DFDC. ~100k clips, archival (Meta / Kaggle). 90%+ AUC on public; private test unknown. Historical comparability only.

SAFE Benchmark (2025). Social-media-style edits, captions, overlays; multi-modal cues. 10k–20k curated clips. 70–85% balanced accuracy. Industry-academia collaboration with hidden test server. Journalist-realistic intake conditions.

Deepfake-Eval-2024 / GenVideo (rolling). Mixed legacy + diffusion-video coverage, 10k–50k clips. Supplementary.

Audio benchmarks worth knowing

MLAAD (Music & Long-form Audio AI Detection, 2025). Music from Suno / Udio-class models plus long-form podcasts with TTS inserts. ~20k tracks / clips. 70–90% track-level AUC; frame-level harder. Covers SONICS-style music detection.

Speech DF Arena (2026 leaderboard). Hidden test across vendors and open TTS (including GPT-5-TTS-class). High reproducibility for submissions. Third-party credibility lever.

In-the-Wild / CtrSVDD / Echoes 2026. Real-world captures with adversarial noise — stress tests for robustness.

Text benchmarks worth knowing

M4 (Massive Multi-Model Mixture, 2025). Many generators and temperatures, cross-domain. ~1M short / long texts. 85–95% in-distribution; cross-model drop notable.

HELM-Detect / vendor red-team sets (2025–2026). Proprietary but some public slices. Supplementary, not primary.

What we ship

Three concrete moves, ranked by ROI vs. effort.

1. Monthly Robustness Dashboard, anchored to NTIRE 2026 + ASVspoof 5 + RAID. ROI: high. Effort: medium. Build a monthly CI pipeline — Modal for video / image, Workers AI for text / audio. Per-artifact evidence (ELA, FFT, residual heatmaps, prosody features) in R2 with signed URLs. Publish aggregate AUROC / EER with confidence intervals and month-over-month drift deltas.
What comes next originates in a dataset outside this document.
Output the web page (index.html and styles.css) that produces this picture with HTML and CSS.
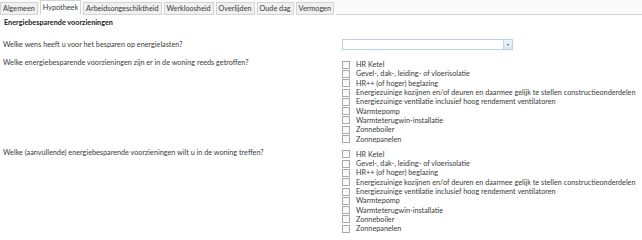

Add a short methods card per benchmark clarifying "no training on eval data." This is the public-credibility move that competitors can't fake.

2. Telephony Fraud Pack (ADD-C + ASVspoof telephony). ROI: high for insurance / KYC. Effort: medium. Optimize a Conformer-based spoof detector for 8 kHz; add channel-robust features (CQCC, LFCC, phase). Provide an API flag telephony_mode=true and publish EER on ADD-C monthly. Pair with explainability plots (spectral tilt, phase inconsistency).

3. Unseen-Generator Stress Test (Synthbuster + RobustSora). ROI: strategic differentiation. Effort: medium-high. Maintain a small internal holdout of Flux / SD3.5 / Imagen3 / MJ7 / GPT-Image-1 and Sora / Veo-class samples collected under license. Report the gap between public and unseen sets — that gap is the most honest measure of detector durability against next-month's generators.

Open questions

  • Will 2026–2027 generator watermarking (C2PA / Content Credentials) reduce the need for forensic detection in mainstream pipelines, shifting the value to tamper detection instead?
  • How quickly do Sora / Veo-class models erase the temporal artifacts that current video detectors rely on?
  • Are paraphrase-robust text detectors approaching an irreducible ceiling without provenance signals?
  • Licensing risk: several "in-the-wild" sets have ambiguous redistribution terms. Maintain legal review before marketing claims.
  • Compute variance: hidden test servers can bottleneck submissions; plan buffer time before publishing monthly numbers.

That's the /check we're building a monthly dashboard around.